### PROBLEM DESCRIPTION:
Only a number is required: how many lines of the material contain the word "index"?

━━━━

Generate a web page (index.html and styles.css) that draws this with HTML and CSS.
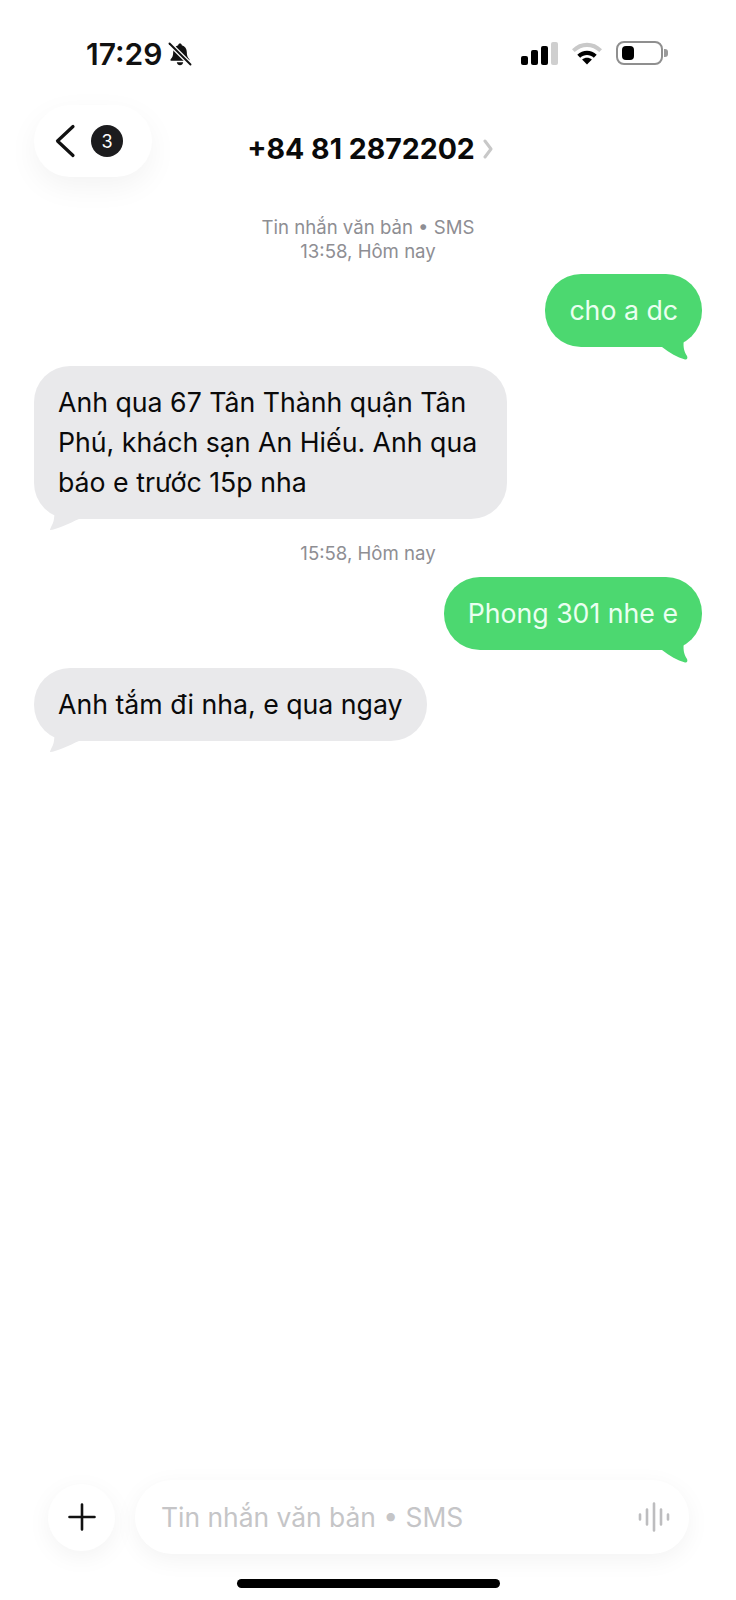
FILE: index.html
```html
<!DOCTYPE html>
<html lang="vi">
<head>
  <meta charset="UTF-8" />
  <meta name="viewport" content="width=device-width, initial-scale=1.0"/>
  <title>+84 81 2872202</title>
  <link rel="stylesheet" href="styles.css">
</head>
<body>
  <div class="phone">

    <div class="status">
      <div class="status-left">
        <span class="clock">17:29</span>
        <svg class="bell" width="24" height="24" viewBox="0 0 24 24">
          <path d="M12 1.5c-1 0-1.7.7-1.8 1.7C7 4 5.2 6.700 5.200 10c0 3.500-.7 5.500-2.500 7.200-.6.6-.2 1.600.7 1.600h17.200c.9 0 1.300-1 .7-1.600-1.800-1.700-2.500-3.700-2.500-7.200 0-3.300-1.800-6-5-6.800-.1-1-.8-1.700-1.800-1.700z" fill="#111"/>
          <path d="M8.800 20.300h6.400c-.3 1.800-1.600 2.900-3.200 2.900s-2.900-1.100-3.200-2.900z" fill="#111"/>
          <path d="M1.500 1.500l21 21" stroke="#fff" stroke-width="4.600"/>
          <path d="M1.500 1.500l21 21" stroke="#111" stroke-width="1.900" stroke-linecap="round"/>
        </svg>
      </div>
      <div class="status-right">
        <div class="signal">
          <span class="sig s1"></span>
          <span class="sig s2"></span>
          <span class="sig s3"></span>
          <span class="sig s4"></span>
        </div>
        <svg class="wifi" width="32" height="24" viewBox="0 0 32 24">
          <path d="M1 8.200C9.500 -.4 22.500 -.4 31 8.200l-2.700 2.900C21.300 4.200 10.700 4.200 3.700 11.100z" fill="#c9c9c9"/>
          <path d="M6.300 13.700c5.500-5.300 13.900-5.300 19.400 0l-2.900 3c-3.900-3.600-9.700-3.600-13.600 0z" fill="#000"/>
          <path d="M11.100 18.600c2.900-2.500 6.900-2.500 9.800 0L16 23.500z" fill="#000"/>
        </svg>
        <div class="battery">
          <div class="battery-body"><span class="battery-fill"></span></div>
          <span class="battery-nub"></span>
        </div>
      </div>
    </div>

    <div class="header">
      <div class="back-pill">
        <svg width="24" height="34" viewBox="0 0 24 34">
          <path d="M20 2.500L4.500 17 20 31.500" fill="none" stroke="#111" stroke-width="3.200" stroke-linecap="round" stroke-linejoin="round"/>
        </svg>
        <span class="badge">3</span>
      </div>
      <div class="contact">
        <span class="contact-num">+84 81 2872202</span>
        <svg width="10" height="20" viewBox="0 0 10 20">
          <path d="M2 2l6 8-6 8" fill="none" stroke="#c8c8c8" stroke-width="3" stroke-linecap="round" stroke-linejoin="round"/>
        </svg>
      </div>
    </div>

    <div class="thread">
      <div class="meta meta-first">Tin nhắn văn bản • SMS<br>13:58, Hôm nay</div>

      <div class="bubble sent msg-a">
        cho a dc
        <svg class="tail tail-sent" width="26" height="22" viewBox="0 0 26 22">
          <path d="M0 0h22c-1 6-.5 12 3 17 1 2 0 4-2 3.500C15 18.500 8 14 0 8z" fill="#4cd870"/>
        </svg>
      </div>

      <div class="bubble received msg-b">
        Anh qua 67 Tân Thành quận Tân Phú, khách sạn An Hiếu. Anh qua báo e trước 15p nha
        <svg class="tail tail-received" width="30" height="22" viewBox="0 0 30 22">
          <path d="M30 0H6c-1 5-.5 10-3 14-1 2-2 4-2 5 6 0 20-7 29-11z" fill="#e9e9eb"/>
        </svg>
      </div>

      <div class="meta meta-mid">15:58, Hôm nay</div>

      <div class="bubble sent msg-c">
        Phong 301 nhe e
        <svg class="tail tail-sent" width="26" height="22" viewBox="0 0 26 22">
          <path d="M0 0h22c-1 6-.5 12 3 17 1 2 0 4-2 3.500C15 18.500 8 14 0 8z" fill="#4cd870"/>
        </svg>
      </div>

      <div class="bubble received msg-d">
        Anh tắm đi nha, e qua ngay
        <svg class="tail tail-received" width="30" height="22" viewBox="0 0 30 22">
          <path d="M30 0H6c-1 5-.5 10-3 14-1 2-2 4-2 5 6 0 20-7 29-11z" fill="#e9e9eb"/>
        </svg>
      </div>
    </div>

    <div class="composer">
      <div class="plus-btn">
        <svg width="28" height="28" viewBox="0 0 28 28">
          <path d="M14 1.500v25M1.500 14h25" stroke="#111" stroke-width="2.600" stroke-linecap="round"/>
        </svg>
      </div>
      <div class="input-box">
        <span class="placeholder">Tin nhắn văn bản • SMS</span>
        <svg width="32" height="30" viewBox="0 0 32 30">
          <path d="M2 12.500v5M9 7.500v15M16 1.500v27M23 7.500v15M30 12.500v5" stroke="#bdbdbf" stroke-width="2.600" stroke-linecap="round"/>
        </svg>
      </div>
    </div>

    <div class="home-row"><span class="home-bar"></span></div>
  </div>
</body>
</html>
```

FILE: styles.css
```css
* {
  box-sizing: border-box;
}

body {
  margin: 0;
  background: #fff;
  color: #0a0a0a;
  font-family: Inter, "Liberation Sans", sans-serif;
}

.phone {
  width: 736px;
  height: 1600px;
  display: flex;
  flex-direction: column;
  overflow: hidden;
}

/* status bar */
.status {
  height: 105px;
  padding: 38px 68px 0 86px;
  display: flex;
  justify-content: space-between;
  align-items: flex-start;
}

.status-left {
  display: flex;
  align-items: center;
  gap: 6px;
}

.clock {
  font-size: 30px;
  line-height: 32px;
  font-weight: 600;
  color: #111;
}

.status-right {
  display: flex;
  align-items: center;
  gap: 13px;
  padding-top: 3px;
}

.signal {
  display: flex;
  align-items: flex-end;
  gap: 3px;
  height: 23px;
}

.sig {
  width: 7px;
  background: #000;
  border-radius: 2px;
}

.s1 { height: 9px; }
.s2 { height: 15px; }
.s3 { height: 19px; }
.s4 { height: 23px; background: #cfcfcf; }

.battery {
  display: flex;
  align-items: center;
  gap: 1px;
}

.battery-body {
  width: 47px;
  height: 24px;
  border: 2px solid #8f8f8f;
  border-radius: 8px;
  padding: 3px 4px;
}

.battery-fill {
  display: block;
  width: 12px;
  height: 14px;
  background: #000;
  border-radius: 4px;
}

.battery-nub {
  width: 4px;
  height: 8px;
  background: #9a9a9a;
  border-radius: 0 3px 3px 0;
}

/* header */
.header {
  position: relative;
  height: 72px;
  padding-left: 34px;
}

.back-pill {
  width: 118px;
  height: 72px;
  background: #fff;
  border-radius: 36px;
  box-shadow: 0 10px 30px rgba(0, 0, 0, 0.05);
  display: flex;
  align-items: center;
  gap: 14px;
  padding-left: 19px;
}

.badge {
  width: 32px;
  height: 32px;
  background: #1c1c1e;
  color: #fff;
  border-radius: 50%;
  font-size: 18px;
  display: flex;
  align-items: center;
  justify-content: center;
}

.contact {
  position: absolute;
  top: 26px;
  left: 0;
  right: 0;
  display: flex;
  justify-content: center;
  align-items: center;
  gap: 8px;
  padding-left: 4px;
}

.contact-num {
  font-size: 28.500px;
  line-height: 36px;
  font-weight: 700;
  color: #0a0a0a;
}

/* messages */
.thread {
  flex: 1;
  padding: 38px 34px 0;
  display: flex;
  flex-direction: column;
}

.meta {
  text-align: center;
  font-size: 18.600px;
  line-height: 24px;
  color: #8e8e93;
}

.bubble {
  position: relative;
  font-size: 26.700px;
  line-height: 40px;
  padding: 16px 24px 17px;
  border-radius: 36px;
  max-width: 473px;
}

.sent {
  align-self: flex-end;
  background: #4cd870;
  color: #eafff0;
}

.received {
  align-self: flex-start;
  background: #e9e9eb;
  color: #0a0a0a;
}

.tail {
  position: absolute;
  top: 100%;
  margin-top: -8px;
}

.tail-sent {
  right: 14px;
}

.tail-received {
  left: 15px;
}

.msg-a { margin-top: 11px; }
.msg-b { margin-top: 19px; }
.meta-mid { margin-top: 22px; }
.msg-c { margin-top: 12px; }
.msg-d { margin-top: 18px; }

/* composer */
.composer {
  display: flex;
  align-items: center;
  gap: 20px;
  padding: 0 47px 0 48px;
  margin-bottom: 25px;
}

.plus-btn {
  width: 67px;
  height: 67px;
  flex-shrink: 0;
  background: #fff;
  border-radius: 50%;
  box-shadow: 0 6px 24px rgba(0, 0, 0, 0.05);
  display: flex;
  align-items: center;
  justify-content: center;
}

.input-box {
  flex: 1;
  height: 74px;
  background: #fff;
  border-radius: 37px;
  box-shadow: 0 6px 24px rgba(0, 0, 0, 0.05);
  display: flex;
  align-items: center;
  justify-content: space-between;
  padding: 0 19px 0 26px;
}

.placeholder {
  font-size: 26.400px;
  color: #c5c5c7;
}

.home-row {
  height: 21px;
  display: flex;
  justify-content: center;
}

.home-bar {
  width: 263px;
  height: 9px;
  background: #000;
  border-radius: 5px;
}
```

━━━━

### RIGHT ANSWER:
2